==== Source data ====

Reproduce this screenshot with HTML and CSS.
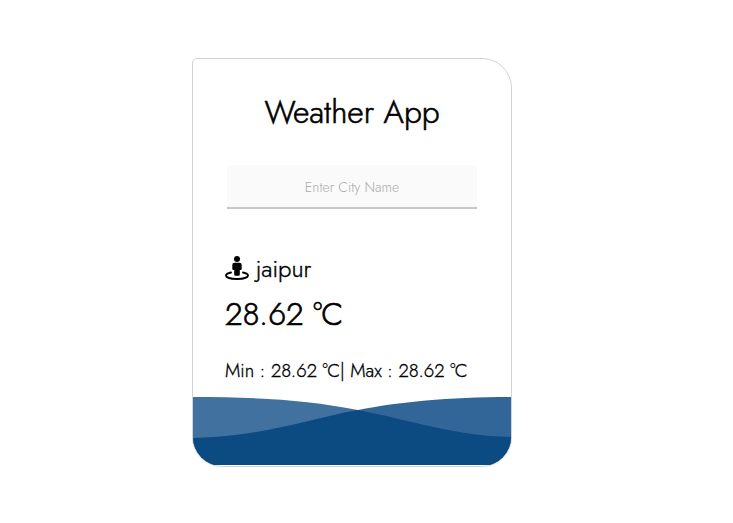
FILE: index.html
```html
<!DOCTYPE html>
<html lang="en">
<head>
<meta charset="utf-8">
<title>Weather App</title>
<link rel="stylesheet" href="styles.css">
</head>
<body>
<main class="card">
  <h1 class="title">Weather App</h1>
  <input class="search" type="text" placeholder="Enter City Name">
  <section class="info">
    <h2 class="location">
      <svg class="pin" viewBox="0 0 24 24" aria-hidden="true">
        <circle cx="12" cy="3" r="3"/>
        <path d="M9.500 6.800h5a2.200 2.200 0 0 1 2.200 2.200v3.800a1.200 1.200 0 0 1-1.200 1.200h-.7v4.600a1.200 1.200 0 0 1-1.200 1.200h-3.200a1.200 1.200 0 0 1-1.200-1.200V14h-.7a1.200 1.200 0 0 1-1.200-1.200V9A2.200 2.200 0 0 1 9.500 6.800z"/>
        <path class="ring" d="M6 16.500C2.500 17.200 1 18.300 1 19.500C1 21.500 5.500 23 12 23s11-1.500 11-3.500c0-1.200-1.500-2.300-5-3"/>
      </svg>
      <span class="city">jaipur</span>
    </h2>
    <p class="temp"><span>28.62</span> <span>°C</span></p>
    <p class="range"><span>Min : 28.62</span> <span>°C</span>| <span>Max : 28.62</span> <span>°C</span></p>
  </section>
  <svg class="waves" viewBox="0 0 318 68" preserveAspectRatio="none" aria-hidden="true">
    <path class="wave-back" d="M0 0C63 0 114 3 165 13C216 23 263 39 318 40V68H0z"/>
    <path class="wave-front" d="M318 0C255 0 206 5 165 13C112 23 66 40 0 41V68H318z"/>
    <path class="wave-base" d="M0 41C66 40 112 23 165 13C216 23 263 39 318 40V68H0z"/>
  </svg>
</main>
</body>
</html>
```

FILE: styles.css
```css
* { box-sizing: border-box; margin: 0; }
body {
  padding: 58px 0 0 192px;
  background: #fff;
  color: #000;
  font-family: Jost, Lato, sans-serif;
}
.card {
  display: flex;
  flex-direction: column;
  width: 320px;
  height: 409px;
  border: 1px solid #d3d3d3;
  border-radius: 5px 30px 30px 30px;
  overflow: hidden;
}
.title {
  margin-top: 29px;
  font-size: 32px;
  line-height: 48px;
  font-weight: 300;
  text-align: center;
  white-space: nowrap;
  -webkit-text-stroke: 0.6px #000;
}
.search {
  width: 250px;
  height: 44px;
  margin: 29px 0 0 34px;
  padding: 1px 0 0;
  border: 0;
  border-bottom: 2px solid #c8c8c8;
  border-radius: 3px 3px 0 0;
  background: #fafafa;
  font-family: inherit;
  font-size: 14px;
  font-weight: 300;
  text-align: center;
  outline: 0;
  appearance: none;
}
.search::placeholder { color: #aaa; opacity: 1; }
.info { padding-left: 32px; white-space: nowrap; font-weight: 300; -webkit-text-stroke: 0.4px #000; }
.location {
  display: flex;
  align-items: center;
  height: 36px;
  margin-top: 41px;
  font-size: 24px;
  font-weight: 300;
}
.pin { width: 24px; height: 24px; margin-right: 7px; }
.city { padding-top: 1px; }
.ring { fill: none; stroke: #000; stroke-width: 1.9; stroke-linecap: round; }
.temp { margin-top: 4px; font-size: 32px; line-height: 48px; -webkit-text-stroke: 0.6px #000; }
.range { margin-top: 19px; font-size: 18.72px; line-height: 28px; -webkit-text-stroke: 0.3px #000; }
.waves { display: block; width: 318px; height: 68px; margin-top: auto; margin-bottom: 1px; }
.wave-back { fill: #41719e; }
.wave-front { fill: #336698; }
.wave-base { fill: #0c4a82; }
```
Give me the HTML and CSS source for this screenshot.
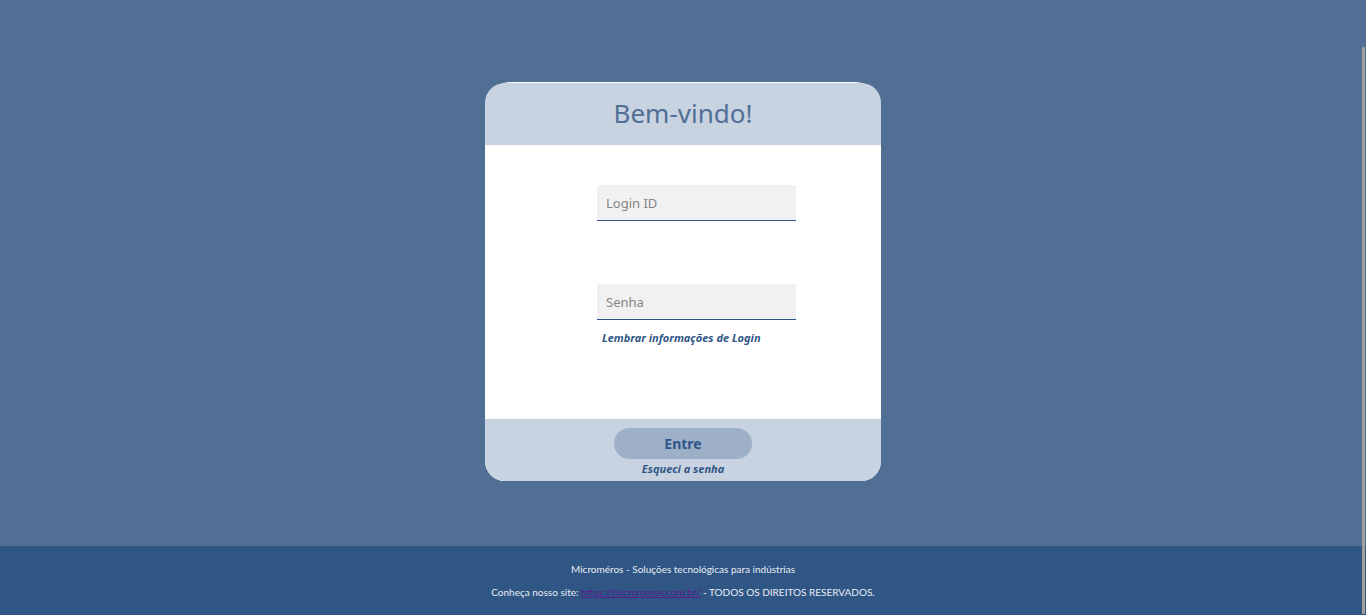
FILE: index.html
```html
<!DOCTYPE html>
<html lang="pt-BR">
<head>
<meta charset="utf-8">
<meta name="viewport" content="width=device-width, initial-scale=1">
<title>Microméros - Login</title>
<link rel="stylesheet" href="styles.css">
</head>
<body>
<main class="page">
  <form class="card">
    <header class="card-header"><h1 class="title">Bem-vindo!</h1></header>
    <div class="card-body">
      <input class="field" id="login" type="text" placeholder="Login ID" aria-label="Login ID">
      <input class="field" id="password" type="password" placeholder="Senha" aria-label="Senha">
      <button class="remember" type="button">Lembrar informações de Login</button>
    </div>
    <div class="card-footer">
      <button class="submit" type="submit">Entre</button>
      <a class="forgot" href="#">Esqueci a senha</a>
    </div>
  </form>
</main>
<footer class="site-footer">
  <p class="footer-line">Microméros - Soluções tecnológicas para indústrias</p>
  <p class="footer-line">Conheça nosso site: <a class="site-link" href="https://micromeros.com.br/">https://micromeros.com.br/</a> - TODOS OS DIREITOS RESERVADOS.</p>
</footer>
<div class="scroll-thumb" aria-hidden="true"></div>
</body>
</html>
```

FILE: styles.css
```css
* { box-sizing: border-box; }

body {
  display: flex;
  flex-direction: column;
  min-height: 100vh;
  margin: 0;
  background: #516f95;
  font-family: "Noto Sans", sans-serif;
}

.page {
  flex: 1;
  display: flex;
  justify-content: center;
  align-items: flex-start;
  padding: 82px 16px 65px;
}

.card {
  width: 100%;
  max-width: 396px;
  padding-top: 1px;
  border-radius: 26px 26px 20px 20px;
  background: #fff;
}

.card-header {
  padding: 12px 16px 14px;
  border-radius: 20px 20px 0 0;
  background: #c8d3e1;
  text-align: center;
}

.title {
  margin: 0;
  color: #516f95;
  font-size: 26px;
  font-weight: 400;
  line-height: 36px;
}

.card-body {
  display: flex;
  flex-direction: column;
  align-items: flex-start;
  padding: 40px 85px 72px 112px;
}

.field {
  width: 100%;
  height: 36px;
  margin-bottom: 63px;
  padding: 0 9px;
  border: 0;
  border-bottom: 1px solid #305686;
  border-radius: 0;
  background: #f1f1f1;
  color: #305686;
  font-family: inherit;
  font-size: 13px;
}

.field::placeholder { color: #858585; }

.field:nth-of-type(2) { margin-bottom: 9px; }

.remember,
.forgot {
  padding: 0;
  border: 0;
  background: none;
  color: #305686;
  font-family: inherit;
  font-size: 11px;
  font-style: italic;
  font-weight: 700;
  line-height: 18px;
  text-decoration: none;
  white-space: nowrap;
}

.remember { margin-left: 5px; }

.card-footer {
  display: flex;
  flex-direction: column;
  align-items: center;
  gap: 1px;
  padding: 9px 16px 3px;
  border-radius: 0 0 20px 20px;
  background: #c8d3e1;
}

.submit {
  width: 138px;
  height: 31px;
  padding: 0;
  border: 0;
  border-radius: 16px;
  background: #9eafc8;
  color: #305686;
  font-family: inherit;
  font-size: 14px;
  font-weight: 700;
}

.site-footer {
  padding: 12px 16px 11px;
  background: #305686;
  color: #e8edf3;
  font-family: Lato, "Noto Sans", sans-serif;
  text-align: center;
}

.footer-line {
  margin: 0;
  font-size: 10px;
  line-height: 23px;
}

.site-link { color: #551a8b; }

.scroll-thumb {
  position: fixed;
  top: 47px;
  right: 1px;
  bottom: 1px;
  width: 3px;
  border-radius: 1px;
  background: #a09f9c;
}
```
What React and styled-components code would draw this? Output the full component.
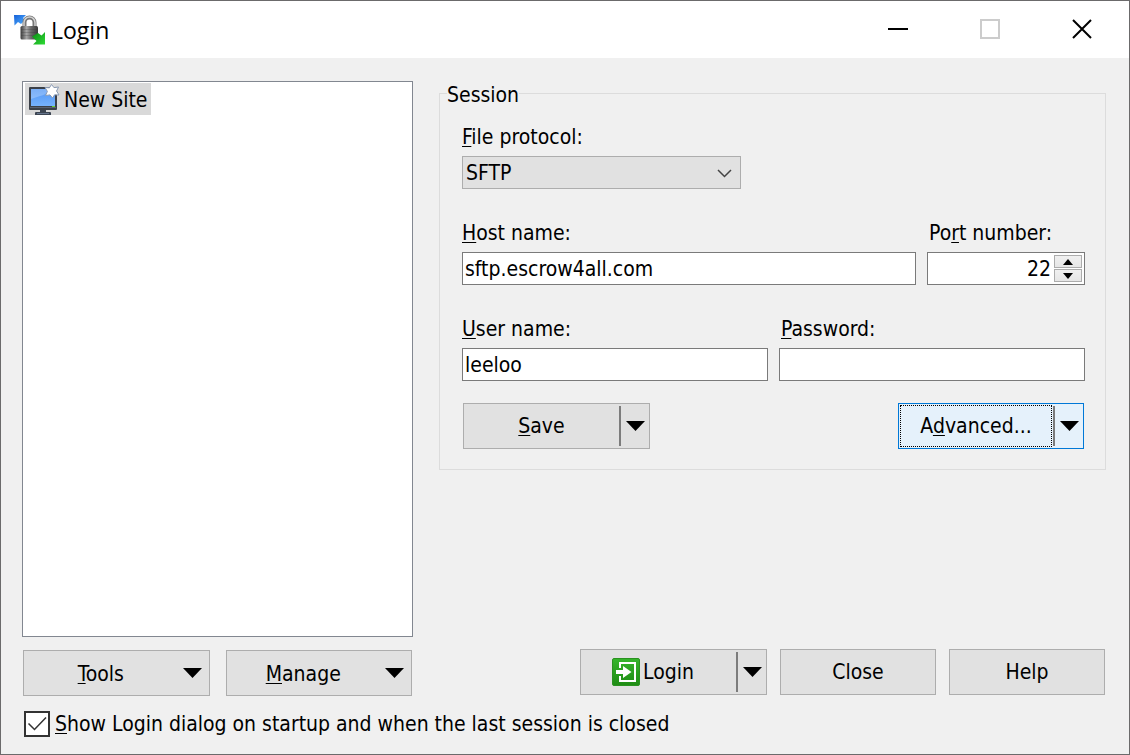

====

_Your goal_
Output all of the data exactly as it stands, minus any images.

_Result_
Reproduce this screenshot with HTML and CSS.
FILE: index.html
```html
<!DOCTYPE html>
<html lang="en">
<head>
<meta charset="utf-8">
<title>Weather App</title>
<link rel="stylesheet" href="styles.css">
</head>
<body>
<main class="card">
  <h1 class="title">Weather App</h1>
  <input class="search" type="text" placeholder="Enter City Name">
  <section class="info">
    <h2 class="location">
      <svg class="pin" viewBox="0 0 24 24" aria-hidden="true">
        <circle cx="12" cy="3" r="3"/>
        <path d="M9.500 6.800h5a2.200 2.200 0 0 1 2.200 2.200v3.800a1.200 1.200 0 0 1-1.200 1.200h-.7v4.600a1.200 1.200 0 0 1-1.200 1.200h-3.200a1.200 1.200 0 0 1-1.200-1.200V14h-.7a1.200 1.200 0 0 1-1.200-1.200V9A2.200 2.200 0 0 1 9.500 6.800z"/>
        <path class="ring" d="M6 16.500C2.500 17.200 1 18.300 1 19.500C1 21.500 5.500 23 12 23s11-1.500 11-3.500c0-1.200-1.500-2.300-5-3"/>
      </svg>
      <span class="city">jaipur</span>
    </h2>
    <p class="temp"><span>28.62</span> <span>°C</span></p>
    <p class="range"><span>Min : 28.62</span> <span>°C</span>| <span>Max : 28.62</span> <span>°C</span></p>
  </section>
  <svg class="waves" viewBox="0 0 318 68" preserveAspectRatio="none" aria-hidden="true">
    <path class="wave-back" d="M0 0C63 0 114 3 165 13C216 23 263 39 318 40V68H0z"/>
    <path class="wave-front" d="M318 0C255 0 206 5 165 13C112 23 66 40 0 41V68H318z"/>
    <path class="wave-base" d="M0 41C66 40 112 23 165 13C216 23 263 39 318 40V68H0z"/>
  </svg>
</main>
</body>
</html>
```

FILE: styles.css
```css
* { box-sizing: border-box; margin: 0; }
body {
  padding: 58px 0 0 192px;
  background: #fff;
  color: #000;
  font-family: Jost, Lato, sans-serif;
}
.card {
  display: flex;
  flex-direction: column;
  width: 320px;
  height: 409px;
  border: 1px solid #d3d3d3;
  border-radius: 5px 30px 30px 30px;
  overflow: hidden;
}
.title {
  margin-top: 29px;
  font-size: 32px;
  line-height: 48px;
  font-weight: 300;
  text-align: center;
  white-space: nowrap;
  -webkit-text-stroke: 0.6px #000;
}
.search {
  width: 250px;
  height: 44px;
  margin: 29px 0 0 34px;
  padding: 1px 0 0;
  border: 0;
  border-bottom: 2px solid #c8c8c8;
  border-radius: 3px 3px 0 0;
  background: #fafafa;
  font-family: inherit;
  font-size: 14px;
  font-weight: 300;
  text-align: center;
  outline: 0;
  appearance: none;
}
.search::placeholder { color: #aaa; opacity: 1; }
.info { padding-left: 32px; white-space: nowrap; font-weight: 300; -webkit-text-stroke: 0.4px #000; }
.location {
  display: flex;
  align-items: center;
  height: 36px;
  margin-top: 41px;
  font-size: 24px;
  font-weight: 300;
}
.pin { width: 24px; height: 24px; margin-right: 7px; }
.city { padding-top: 1px; }
.ring { fill: none; stroke: #000; stroke-width: 1.9; stroke-linecap: round; }
.temp { margin-top: 4px; font-size: 32px; line-height: 48px; -webkit-text-stroke: 0.6px #000; }
.range { margin-top: 19px; font-size: 18.72px; line-height: 28px; -webkit-text-stroke: 0.3px #000; }
.waves { display: block; width: 318px; height: 68px; margin-top: auto; margin-bottom: 1px; }
.wave-back { fill: #41719e; }
.wave-front { fill: #336698; }
.wave-base { fill: #0c4a82; }
```
Give me the HTML and CSS source for this screenshot.
FILE: index.html
```html
<!DOCTYPE html>
<html lang="pt-BR">
<head>
<meta charset="utf-8">
<meta name="viewport" content="width=device-width, initial-scale=1">
<title>Microméros - Login</title>
<link rel="stylesheet" href="styles.css">
</head>
<body>
<main class="page">
  <form class="card">
    <header class="card-header"><h1 class="title">Bem-vindo!</h1></header>
    <div class="card-body">
      <input class="field" id="login" type="text" placeholder="Login ID" aria-label="Login ID">
      <input class="field" id="password" type="password" placeholder="Senha" aria-label="Senha">
      <button class="remember" type="button">Lembrar informações de Login</button>
    </div>
    <div class="card-footer">
      <button class="submit" type="submit">Entre</button>
      <a class="forgot" href="#">Esqueci a senha</a>
    </div>
  </form>
</main>
<footer class="site-footer">
  <p class="footer-line">Microméros - Soluções tecnológicas para indústrias</p>
  <p class="footer-line">Conheça nosso site: <a class="site-link" href="https://micromeros.com.br/">https://micromeros.com.br/</a> - TODOS OS DIREITOS RESERVADOS.</p>
</footer>
<div class="scroll-thumb" aria-hidden="true"></div>
</body>
</html>
```

FILE: styles.css
```css
* { box-sizing: border-box; }

body {
  display: flex;
  flex-direction: column;
  min-height: 100vh;
  margin: 0;
  background: #516f95;
  font-family: "Noto Sans", sans-serif;
}

.page {
  flex: 1;
  display: flex;
  justify-content: center;
  align-items: flex-start;
  padding: 82px 16px 65px;
}

.card {
  width: 100%;
  max-width: 396px;
  padding-top: 1px;
  border-radius: 26px 26px 20px 20px;
  background: #fff;
}

.card-header {
  padding: 12px 16px 14px;
  border-radius: 20px 20px 0 0;
  background: #c8d3e1;
  text-align: center;
}

.title {
  margin: 0;
  color: #516f95;
  font-size: 26px;
  font-weight: 400;
  line-height: 36px;
}

.card-body {
  display: flex;
  flex-direction: column;
  align-items: flex-start;
  padding: 40px 85px 72px 112px;
}

.field {
  width: 100%;
  height: 36px;
  margin-bottom: 63px;
  padding: 0 9px;
  border: 0;
  border-bottom: 1px solid #305686;
  border-radius: 0;
  background: #f1f1f1;
  color: #305686;
  font-family: inherit;
  font-size: 13px;
}

.field::placeholder { color: #858585; }

.field:nth-of-type(2) { margin-bottom: 9px; }

.remember,
.forgot {
  padding: 0;
  border: 0;
  background: none;
  color: #305686;
  font-family: inherit;
  font-size: 11px;
  font-style: italic;
  font-weight: 700;
  line-height: 18px;
  text-decoration: none;
  white-space: nowrap;
}

.remember { margin-left: 5px; }

.card-footer {
  display: flex;
  flex-direction: column;
  align-items: center;
  gap: 1px;
  padding: 9px 16px 3px;
  border-radius: 0 0 20px 20px;
  background: #c8d3e1;
}

.submit {
  width: 138px;
  height: 31px;
  padding: 0;
  border: 0;
  border-radius: 16px;
  background: #9eafc8;
  color: #305686;
  font-family: inherit;
  font-size: 14px;
  font-weight: 700;
}

.site-footer {
  padding: 12px 16px 11px;
  background: #305686;
  color: #e8edf3;
  font-family: Lato, "Noto Sans", sans-serif;
  text-align: center;
}

.footer-line {
  margin: 0;
  font-size: 10px;
  line-height: 23px;
}

.site-link { color: #551a8b; }

.scroll-thumb {
  position: fixed;
  top: 47px;
  right: 1px;
  bottom: 1px;
  width: 3px;
  border-radius: 1px;
  background: #a09f9c;
}
```
What React and styled-components code would draw this? Output the full component.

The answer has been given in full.